CONSIDERANDO a existência de elementos indiciários apontando afronta aos artigos 95, parágrafo único, III, da CF/88, ao art. 35, VIII, 36, III, da LC 35/79 (LOMAN), aos arts. 1°, 2°, 4º, 7°, 12, II, 13, 15, 16 e 37 do Código de Ética da Magistratura, ao art. 2º, §§ 1º, 2º e 3º e aos arts. 2º, IV e 3º do Provimento n. 135 da Corregedoria Nacional de Justiça, bem como aos arts. 3º, II, “b” e “e”, 4º, II, da Resolução n. 305 do CNJ;

CONSIDERANDO a decisão proferida pelo Plenário do Conselho Nacional de Justiça no julgamento do Reclamação Disciplinar n. 0007593-41.2022.2.00.0000 , durante a______  Sessão, realizada no dia_____________________.                          

 

RESOLVE:

 

Art. 1º Instaurar processo administrativo disciplinar em desfavor de ANA CRISTINA PAZ NERI VIGNOLA, do Tribunal de Justiça do Estado de São Paulo, por violação do artigo 95, parágrafo único, III, da CF/88, do art. 35, VIII, 36, III, da LC 35/79 (LOMAN), dos arts. 1°, 2°, 4º, 7°, 12, II, 13, 15, 16 e 37 do Código de Ética da Magistratura, do art. 2º, §§ 1º, 2º e 3º e dos arts. 2º, IV e 3º do Provimento n. 135 da Corregedoria Nacional de Justiça, bem como dos arts. 3º, II, “b” e “e”, 4º, II, da Resolução n. 305 do CNJ, ante o conteúdo observado nas postagens publicadas por ocasião do pleito eleitoral de 2022, descritas na presente decisão. 

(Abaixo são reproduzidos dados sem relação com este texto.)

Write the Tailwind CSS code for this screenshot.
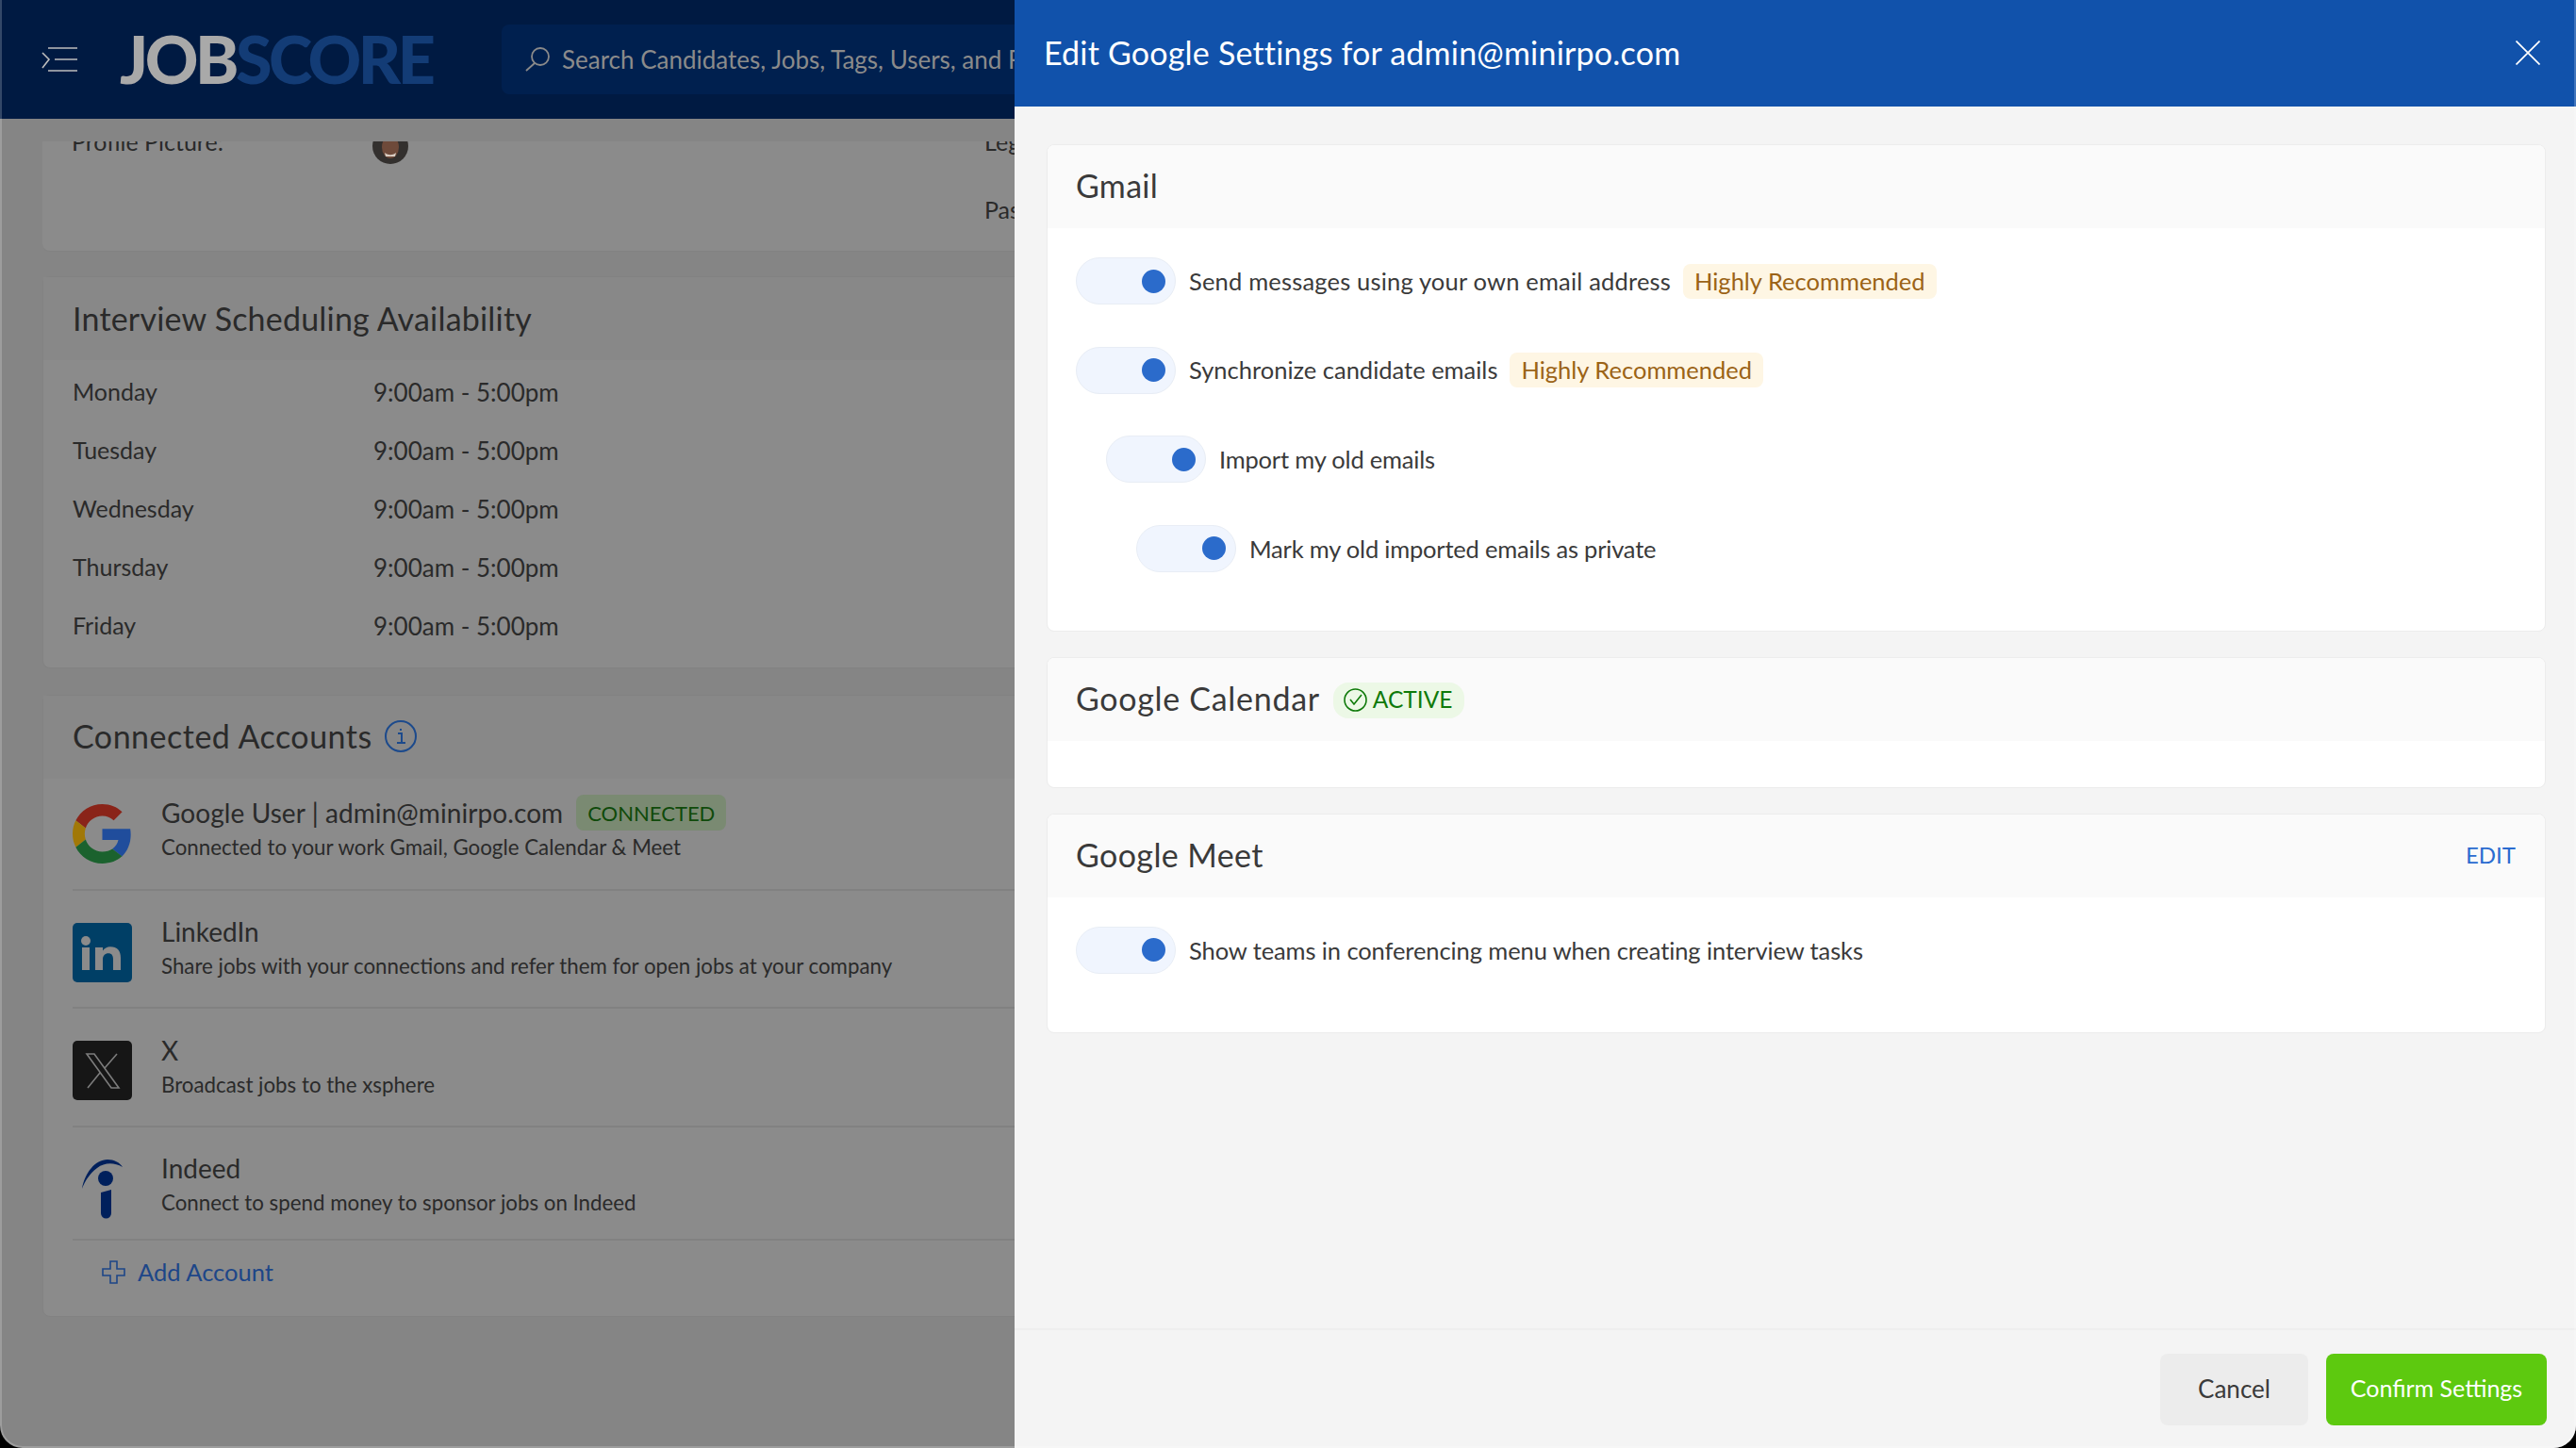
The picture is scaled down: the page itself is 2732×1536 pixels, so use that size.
<!DOCTYPE html>
<html lang="en">
<head>
  <meta charset="UTF-8" />
  <title>JobScore - Edit Google Settings</title>
  <script src="https://cdn.jsdelivr.net/npm/@tailwindcss/browser@4"></script>
</head>
<body class="bg-black font-['Lato',sans-serif]">
<div class="relative w-[2732px] h-[1536px] overflow-hidden rounded-b-[24px] bg-[#858585] text-[#2a2a2a]">

  <!-- page behind the drawer -->
  <header class="h-[126px] bg-[#001a42] flex items-center">
    <button class="ml-[44px] w-[38px]">
      <svg class="w-[38px] h-[26px] block" viewBox="0 0 38 26" fill="none" stroke="#bdbdbd" stroke-width="1.600"><path d="M7 1h31M14 13h24M7 25h31M1 6l7 7-7 9"/></svg>
    </button>
    <div class="ml-[45px] -mt-[2px] w-[360px] text-[70px] leading-none font-black tracking-[-3.500px]"><span class="text-[#a9a9a9]">JOB</span><span class="text-[#133c76]">SCORE</span></div>
    <div class="ml-[45px] h-[74px] w-[1400px] rounded-lg bg-[#00204f] flex items-center pl-[25px] gap-[13px]">
      <svg class="w-[26px] h-[26px]" viewBox="0 0 26 26" fill="none" stroke="#8a8a8a" stroke-width="1.800"><circle cx="16" cy="10" r="9"/><path d="M10 17 1 25"/></svg>
      <span class="text-[26px] text-[#8b8b8b]">Search Candidates, Jobs, Tags, Users, and Folders</span>
    </div>
  </header>

  <main class="pt-[24px] px-[45px] flex flex-col gap-[26px]">
    <section class="h-[117px] bg-[#8b8b8b] rounded-b-lg overflow-hidden border-b border-[#828282] px-[31px] relative">
      <div class="-mt-[19px] flex items-center text-[25px] h-[40px]">
        <span class="w-[319px]">Profile Picture:</span>
        <svg class="w-[38px] h-[38px] mt-[8px]" viewBox="0 0 38 38">
          <circle cx="19" cy="19" r="19" fill="#33302e"/>
          <ellipse cx="19" cy="20" rx="9" ry="12" fill="#6e4a3a"/>
          <path d="M13 26c4 3 8 3 12 0l-1 4h-10z" fill="#d8ccc2"/>
        </svg>
        <span class="ml-[611px]">Legal Name:</span>
      </div>
      <div class="mt-[33px] ml-[968px] text-[25px]">Password:</div>
    </section>

    <section class="h-[416px] bg-[#8b8b8b] rounded-lg border border-[#828282]">
      <h2 class="h-[88px] bg-[#888888] px-[31px] pb-[2px] flex items-center text-[34px] tracking-[0.2px]">Interview Scheduling Availability</h2>
      <dl class="px-[31px] pt-[3px] text-[25px]">
        <div class="flex h-[62px] items-center"><dt class="w-[319px]">Monday</dt><dd class="text-[26px]">9:00am - 5:00pm</dd></div>
        <div class="flex h-[62px] items-center"><dt class="w-[319px]">Tuesday</dt><dd class="text-[26px]">9:00am - 5:00pm</dd></div>
        <div class="flex h-[62px] items-center"><dt class="w-[319px]">Wednesday</dt><dd class="text-[26px]">9:00am - 5:00pm</dd></div>
        <div class="flex h-[62px] items-center"><dt class="w-[319px]">Thursday</dt><dd class="text-[26px]">9:00am - 5:00pm</dd></div>
        <div class="flex h-[62px] items-center"><dt class="w-[319px]">Friday</dt><dd class="text-[26px]">9:00am - 5:00pm</dd></div>
      </dl>
    </section>

    <section class="mt-[2px] h-[660px] bg-[#8b8b8b] rounded-lg border border-[#828282]">
      <h2 class="h-[88px] bg-[#888888] px-[31px] pb-[3px] flex items-center gap-[13px] text-[34px] tracking-[0.5px]">
        Connected Accounts
        <svg class="w-[34px] h-[34px]" viewBox="0 0 34 34" fill="none" stroke="#1c4a8c" stroke-width="2"><circle cx="17" cy="17" r="16"/><path d="M14 14h4v10M13 24h9M17 9v2"/></svg>
      </h2>
      <div class="px-[31px]">
        <div class="h-[119px] border-b-2 border-[#818181] flex items-center gap-[31px]">
          <svg class="w-[63px] h-[63px] shrink-0" viewBox="0 0 48 48">
            <path fill="#8a2419" d="M24 9.500c3.540 0 6.710 1.220 9.210 3.600l6.850-6.850C35.900 2.380 30.470 0 24 0 14.620 0 6.510 5.380 2.560 13.220l7.980 6.190C12.430 13.720 17.740 9.500 24 9.500z"/>
            <path fill="#204d9c" d="M46.980 24.550c0-1.570-.15-3.090-.38-4.550H24v9.020h12.940c-.58 2.960-2.260 5.480-4.780 7.180l7.730 6c4.510-4.180 7.090-10.360 7.090-17.650z"/>
            <path fill="#a17807" d="M10.530 28.590c-.48-1.450-.76-2.990-.76-4.590s.27-3.140.76-4.590l-7.980-6.190C.92 16.460 0 20.120 0 24c0 3.880.92 7.540 2.560 10.780l7.970-6.190z"/>
            <path fill="#1b622e" d="M24 48c6.480 0 11.930-2.130 15.890-5.810l-7.730-6c-2.150 1.450-4.920 2.300-8.160 2.300-6.260 0-11.570-4.220-13.470-9.910l-7.980 6.190C6.510 42.620 14.620 48 24 48z"/>
          </svg>
          <div class="mb-[10px]">
            <div class="flex items-center gap-[14px] text-[28px] h-[38px]"><span class="tracking-[0.08px]">Google User | admin@minirpo.com</span> <span class="h-[38px] px-[12px] rounded-lg bg-[#7a8a72] text-[#0f4a0a] text-[22px] flex items-center">CONNECTED</span></div>
            <p class="mt-[1px] text-[22.300px]">Connected to your work Gmail, Google Calendar &amp; Meet</p>
          </div>
        </div>
        <div class="h-[125px] border-b-2 border-[#818181] flex items-center gap-[31px]">
          <svg class="w-[63px] h-[63px] shrink-0 mt-[8px]" viewBox="0 0 63 63">
            <rect width="63" height="63" rx="5" fill="#003f66"/>
            <circle cx="14" cy="19" r="5" fill="#8b8b8b"/>
            <path fill="#8b8b8b" d="M10 26h8v24h-8zM24 26h8v3.500c1.600-2.600 4.600-4.200 8-4.200 7.400 0 11 4.300 11 11.700v13h-8V38.500c0-4.300-1.800-6.300-5-6.300-3.600 0-6 2.400-6 6.600V50h-8z"/>
          </svg>
          <div class="mb-[3px]">
            <div class="text-[28px] h-[38px] flex items-center">LinkedIn</div>
            <p class="mt-[1px] text-[22.300px]">Share jobs with your connections and refer them for open jobs at your company</p>
          </div>
        </div>
        <div class="h-[126px] border-b-2 border-[#818181] flex items-center gap-[31px]">
          <svg class="w-[63px] h-[63px] shrink-0 mt-[7px]" viewBox="0 0 63 63">
            <rect width="63" height="63" rx="5" fill="#161616"/>
            <g transform="translate(14 13)" fill="none" stroke="#7c7c7c" stroke-width="1.600">
              <path d="M1 1h8l26 36h-8zM33 1 20 16M15 21 2 37"/>
            </g>
          </svg>
          <div class="mb-[2px]">
            <div class="text-[28px] h-[38px] flex items-center">X</div>
            <p class="mt-[1px] text-[22.300px]">Broadcast jobs to the xsphere</p>
          </div>
        </div>
        <div class="h-[120px] border-b-2 border-[#818181] flex items-center gap-[31px]">
          <span class="w-[63px] h-[63px] shrink-0 flex justify-center mt-[12px]">
            <svg class="w-[43px] h-[63px]" viewBox="0 0 43 63" fill="#00205c">
              <path d="M0 31C3 14 14 0 27 0c7 0 13 3 16 8-9-5-19-5-27 1C8 15 3 23 0 31z"/>
              <circle cx="25" cy="20" r="8"/>
              <path d="M20 35l11-3v25a5.500 5.500 0 0 1-11 0z"/>
            </svg>
          </span>
          <div class="mt-[2px]">
            <div class="text-[28px] h-[38px] flex items-center">Indeed</div>
            <p class="mt-[1px] text-[22.300px]">Connect to spend money to sponsor jobs on Indeed</p>
          </div>
        </div>
        <a class="h-[67px] pl-[31px] flex items-center gap-[13px] text-[25.500px] text-[#1d4688]">
          <svg class="w-[25px] h-[25px]" viewBox="0 0 25 25" fill="none" stroke="#1d4688" stroke-width="1.600"><path d="M9 1h7v8h8v7h-8v8H9v-8H1V9h8z"/></svg>
          Add Account
        </a>
      </div>
    </section>
  </main>

  <!-- drawer -->
  <aside class="absolute top-0 right-0 bottom-0 w-[1656px] bg-[#f4f4f4] flex flex-col text-[#3a3a3a]">
    <div class="h-[113px] shrink-0 bg-[#1152ab] text-white pl-[31px] pr-[38px] flex items-center justify-between">
      <h1 class="text-[34px] tracking-[0.2px] -mt-[2px]">Edit Google Settings for admin@minirpo.com</h1>
      <svg class="w-[26px] h-[26px] -mt-[2px]" viewBox="0 0 26 26" fill="none" stroke="#fff" stroke-width="1.700"><path d="M0.500 0.500l25 25M25.500 0.500l-25 25"/></svg>
    </div>

    <div class="flex-1 pt-[40px] pl-[34px] pr-[32px] flex flex-col gap-[27px]">
      <section class="rounded-lg border border-[#ececec] bg-white overflow-hidden">
        <h2 class="h-[88px] bg-[#fafafa] px-[30px] pb-[3px] flex items-center text-[34px] tracking-[0.3px]">Gmail</h2>
        <div class="pt-[31px] pb-[62px] px-[30px] flex flex-col gap-[44.600px] text-[25.500px]">
          <div class="flex items-center">
            <span class="w-[106px] h-[50px] rounded-full bg-[#f0f5fe] border border-[#e8edf5] flex items-center justify-end pr-[10px]"><i class="block w-[25px] h-[25px] rounded-full bg-[#2b6bcb]"></i></span>
            <span class="ml-[14px] tracking-[0.18px]">Send messages using your own email address</span>
            <span class="ml-[13px] h-[37px] px-[12px] rounded-lg bg-[#fef6e4] text-[#9b6316] flex items-center">Highly Recommended</span>
          </div>
          <div class="flex items-center">
            <span class="w-[106px] h-[50px] rounded-full bg-[#f0f5fe] border border-[#e8edf5] flex items-center justify-end pr-[10px]"><i class="block w-[25px] h-[25px] rounded-full bg-[#2b6bcb]"></i></span>
            <span class="ml-[14px]">Synchronize candidate emails</span>
            <span class="ml-[13px] h-[37px] px-[12px] rounded-lg bg-[#fef6e4] text-[#9b6316] flex items-center">Highly Recommended</span>
          </div>
          <div class="flex items-center pl-[32px]">
            <span class="w-[106px] h-[50px] rounded-full bg-[#f0f5fe] border border-[#e8edf5] flex items-center justify-end pr-[10px]"><i class="block w-[25px] h-[25px] rounded-full bg-[#2b6bcb]"></i></span>
            <span class="ml-[14px] tracking-[-0.2px]">Import my old emails</span>
          </div>
          <div class="flex items-center pl-[64px]">
            <span class="w-[106px] h-[50px] rounded-full bg-[#f0f5fe] border border-[#e8edf5] flex items-center justify-end pr-[10px]"><i class="block w-[25px] h-[25px] rounded-full bg-[#2b6bcb]"></i></span>
            <span class="ml-[14px] tracking-[-0.2px]">Mark my old imported emails as private</span>
          </div>
        </div>
      </section>

      <section class="rounded-lg border border-[#ececec] bg-white overflow-hidden">
        <div class="h-[88px] bg-[#fafafa] px-[30px] flex items-center gap-[14px]">
          <h2 class="text-[34px] tracking-[0.7px] -mt-[3px]">Google Calendar</h2>
          <span class="h-[38px] w-[139px] mt-[2px] pl-[11px] rounded-[16px] bg-[#ecf8e6] text-[#0f7a0a] text-[24.500px] flex items-center gap-[6px]">
            <svg class="w-[25px] h-[25px]" viewBox="0 0 25 25" fill="none" stroke="#0f7a0a" stroke-width="1.600"><circle cx="12.500" cy="12.500" r="11.500"/><path d="M7 12l4 5 8-10"/></svg>
            ACTIVE
          </span>
        </div>
        <div class="h-[49px]"></div>
      </section>

      <section class="rounded-lg border border-[#ececec] bg-white overflow-hidden">
        <div class="h-[88px] bg-[#fafafa] px-[30px] flex items-center justify-between">
          <h2 class="text-[34px] tracking-[0.4px] -mt-[3px]">Google Meet</h2>
          <a class="text-[24px] text-[#2a6bd0] mr-[1px] -mt-[2px]">EDIT</a>
        </div>
        <div class="pt-[31px] pb-[62px] px-[30px] flex items-center text-[25.500px]">
          <span class="w-[106px] h-[50px] rounded-full bg-[#f0f5fe] border border-[#e8edf5] flex items-center justify-end pr-[10px]"><i class="block w-[25px] h-[25px] rounded-full bg-[#2b6bcb]"></i></span>
          <span class="ml-[14px] tracking-[-0.1px]">Show teams in conferencing menu when creating interview tasks</span>
        </div>
      </section>
    </div>

    <footer class="h-[127px] shrink-0 border-t-2 border-[#eeeeee] flex justify-end gap-[19px] pt-[25px] pr-[31px] text-[26px]">
      <button class="w-[157px] h-[76px] rounded-lg bg-[#ececec] pb-[2px]">Cancel</button>
      <button class="w-[234px] h-[76px] rounded-lg bg-[#5dc90f] text-white text-[25px] pb-[2px]">Confirm Settings</button>
    </footer>
  </aside>

  <!-- window edge -->
  <div class="absolute inset-0 rounded-b-[24px] border-x-2 border-b-2 border-white/20 pointer-events-none"></div>
</div>
</body>
</html>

Art. 2º Determinar que a Secretaria do CNJ dê ciência ao Presidente do Tribunal de Justiça do Estado do Rio de Janeiro acerca do teor da decisão tomada pelo Conselho Nacional de Justiça e da abertura de processo administrativo disciplinar objeto desta portaria, sem o afastamento do magistrado de suas funções jurisdicionais e administrativas.

Art. 3º Determinar a livre distribuição do processo administrativo disciplinar entre os Conselheiros, nos termos do art. 74 do RICNJ.

 

Ministra ROSA WEBER

 Presidente do Conselho Nacional de Justiça

 

 

 

 



[1] Nações Unidas (ONU). Escritório Contra Drogas e Crime (Unodc). Comentários aos Princípios de Bangalore de Conduta Judicial / Escritório Contra Drogas e Crime ; tradução de Marlon da Silva Malha, Ariane Emílio Kloth. – Brasília : Conselho da Justiça Federal, 2008, p.53.